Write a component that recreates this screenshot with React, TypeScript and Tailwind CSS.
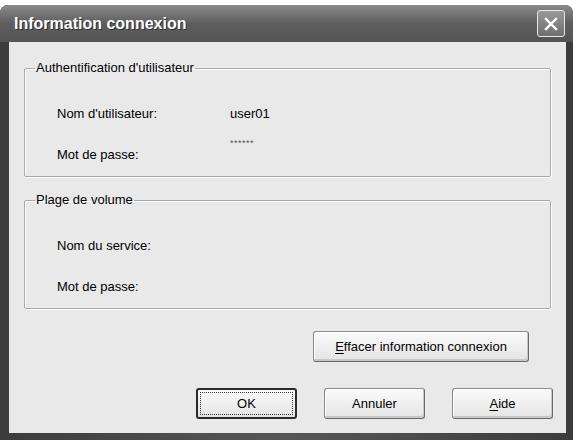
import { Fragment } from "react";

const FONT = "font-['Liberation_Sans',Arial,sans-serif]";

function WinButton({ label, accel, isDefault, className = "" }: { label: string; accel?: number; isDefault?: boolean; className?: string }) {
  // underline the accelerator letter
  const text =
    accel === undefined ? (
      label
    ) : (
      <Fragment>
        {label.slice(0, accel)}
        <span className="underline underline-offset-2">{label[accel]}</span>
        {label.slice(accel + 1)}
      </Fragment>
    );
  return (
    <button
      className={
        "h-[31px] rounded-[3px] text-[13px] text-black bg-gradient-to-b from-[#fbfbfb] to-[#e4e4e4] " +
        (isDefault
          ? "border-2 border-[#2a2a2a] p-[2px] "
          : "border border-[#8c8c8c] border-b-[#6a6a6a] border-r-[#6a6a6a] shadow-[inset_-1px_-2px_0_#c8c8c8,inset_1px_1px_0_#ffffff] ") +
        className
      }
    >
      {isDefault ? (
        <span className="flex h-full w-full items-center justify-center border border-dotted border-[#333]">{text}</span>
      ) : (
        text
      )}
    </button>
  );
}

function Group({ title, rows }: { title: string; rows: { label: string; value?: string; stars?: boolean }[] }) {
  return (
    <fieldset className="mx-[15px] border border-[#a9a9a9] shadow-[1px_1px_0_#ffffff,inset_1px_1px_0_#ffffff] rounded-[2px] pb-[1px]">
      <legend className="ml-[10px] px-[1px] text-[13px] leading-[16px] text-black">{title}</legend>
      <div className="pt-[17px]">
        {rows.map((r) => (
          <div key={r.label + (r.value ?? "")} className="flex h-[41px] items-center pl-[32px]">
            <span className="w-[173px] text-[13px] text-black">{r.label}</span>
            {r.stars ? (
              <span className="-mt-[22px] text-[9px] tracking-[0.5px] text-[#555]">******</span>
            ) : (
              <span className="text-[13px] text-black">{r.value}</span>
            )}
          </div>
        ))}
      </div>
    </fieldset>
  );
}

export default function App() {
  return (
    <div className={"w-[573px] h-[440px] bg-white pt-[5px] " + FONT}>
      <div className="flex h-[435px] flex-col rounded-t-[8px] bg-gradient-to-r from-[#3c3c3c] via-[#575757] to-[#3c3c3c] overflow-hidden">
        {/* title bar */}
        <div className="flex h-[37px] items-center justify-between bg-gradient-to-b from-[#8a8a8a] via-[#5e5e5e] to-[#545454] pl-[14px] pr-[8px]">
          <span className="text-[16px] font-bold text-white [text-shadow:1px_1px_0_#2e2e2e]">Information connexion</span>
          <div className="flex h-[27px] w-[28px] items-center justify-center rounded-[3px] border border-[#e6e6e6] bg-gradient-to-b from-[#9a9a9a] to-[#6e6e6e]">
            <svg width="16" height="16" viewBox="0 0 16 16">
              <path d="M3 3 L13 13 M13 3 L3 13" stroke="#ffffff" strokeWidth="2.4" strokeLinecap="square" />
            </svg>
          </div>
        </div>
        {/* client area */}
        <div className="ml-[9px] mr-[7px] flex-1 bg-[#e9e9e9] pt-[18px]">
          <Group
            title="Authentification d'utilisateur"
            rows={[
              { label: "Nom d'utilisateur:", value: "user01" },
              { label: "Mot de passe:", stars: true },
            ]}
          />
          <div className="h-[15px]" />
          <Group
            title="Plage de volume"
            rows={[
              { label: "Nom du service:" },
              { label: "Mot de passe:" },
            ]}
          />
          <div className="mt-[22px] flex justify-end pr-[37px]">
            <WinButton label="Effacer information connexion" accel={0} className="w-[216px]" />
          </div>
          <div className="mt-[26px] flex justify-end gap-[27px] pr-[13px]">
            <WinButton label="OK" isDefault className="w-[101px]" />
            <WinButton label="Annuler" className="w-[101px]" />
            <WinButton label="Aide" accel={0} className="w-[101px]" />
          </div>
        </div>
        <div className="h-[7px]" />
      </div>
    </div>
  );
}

------------------------------------------------

Work to complete: Strip out the pictures and quote the remaining data word for word.

The output:
Write a component that recreates this screenshot with React, TypeScript and Tailwind CSS.
import { Fragment } from "react";

const FONT = "font-['Liberation_Sans',Arial,sans-serif]";

function WinButton({ label, accel, isDefault, className = "" }: { label: string; accel?: number; isDefault?: boolean; className?: string }) {
  // underline the accelerator letter
  const text =
    accel === undefined ? (
      label
    ) : (
      <Fragment>
        {label.slice(0, accel)}
        <span className="underline underline-offset-2">{label[accel]}</span>
        {label.slice(accel + 1)}
      </Fragment>
    );
  return (
    <button
      className={
        "h-[31px] rounded-[3px] text-[13px] text-black bg-gradient-to-b from-[#fbfbfb] to-[#e4e4e4] " +
        (isDefault
          ? "border-2 border-[#2a2a2a] p-[2px] "
          : "border border-[#8c8c8c] border-b-[#6a6a6a] border-r-[#6a6a6a] shadow-[inset_-1px_-2px_0_#c8c8c8,inset_1px_1px_0_#ffffff] ") +
        className
      }
    >
      {isDefault ? (
        <span className="flex h-full w-full items-center justify-center border border-dotted border-[#333]">{text}</span>
      ) : (
        text
      )}
    </button>
  );
}

function Group({ title, rows }: { title: string; rows: { label: string; value?: string; stars?: boolean }[] }) {
  return (
    <fieldset className="mx-[15px] border border-[#a9a9a9] shadow-[1px_1px_0_#ffffff,inset_1px_1px_0_#ffffff] rounded-[2px] pb-[1px]">
      <legend className="ml-[10px] px-[1px] text-[13px] leading-[16px] text-black">{title}</legend>
      <div className="pt-[17px]">
        {rows.map((r) => (
          <div key={r.label + (r.value ?? "")} className="flex h-[41px] items-center pl-[32px]">
            <span className="w-[173px] text-[13px] text-black">{r.label}</span>
            {r.stars ? (
              <span className="-mt-[22px] text-[9px] tracking-[0.5px] text-[#555]">******</span>
            ) : (
              <span className="text-[13px] text-black">{r.value}</span>
            )}
          </div>
        ))}
      </div>
    </fieldset>
  );
}

export default function App() {
  return (
    <div className={"w-[573px] h-[440px] bg-white pt-[5px] " + FONT}>
      <div className="flex h-[435px] flex-col rounded-t-[8px] bg-gradient-to-r from-[#3c3c3c] via-[#575757] to-[#3c3c3c] overflow-hidden">
        {/* title bar */}
        <div className="flex h-[37px] items-center justify-between bg-gradient-to-b from-[#8a8a8a] via-[#5e5e5e] to-[#545454] pl-[14px] pr-[8px]">
          <span className="text-[16px] font-bold text-white [text-shadow:1px_1px_0_#2e2e2e]">Information connexion</span>
          <div className="flex h-[27px] w-[28px] items-center justify-center rounded-[3px] border border-[#e6e6e6] bg-gradient-to-b from-[#9a9a9a] to-[#6e6e6e]">
            <svg width="16" height="16" viewBox="0 0 16 16">
              <path d="M3 3 L13 13 M13 3 L3 13" stroke="#ffffff" strokeWidth="2.4" strokeLinecap="square" />
            </svg>
          </div>
        </div>
        {/* client area */}
        <div className="ml-[9px] mr-[7px] flex-1 bg-[#e9e9e9] pt-[18px]">
          <Group
            title="Authentification d'utilisateur"
            rows={[
              { label: "Nom d'utilisateur:", value: "user01" },
              { label: "Mot de passe:", stars: true },
            ]}
          />
          <div className="h-[15px]" />
          <Group
            title="Plage de volume"
            rows={[
              { label: "Nom du service:" },
              { label: "Mot de passe:" },
            ]}
          />
          <div className="mt-[22px] flex justify-end pr-[37px]">
            <WinButton label="Effacer information connexion" accel={0} className="w-[216px]" />
          </div>
          <div className="mt-[26px] flex justify-end gap-[27px] pr-[13px]">
            <WinButton label="OK" isDefault className="w-[101px]" />
            <WinButton label="Annuler" className="w-[101px]" />
            <WinButton label="Aide" accel={0} className="w-[101px]" />
          </div>
        </div>
        <div className="h-[7px]" />
      </div>
    </div>
  );
}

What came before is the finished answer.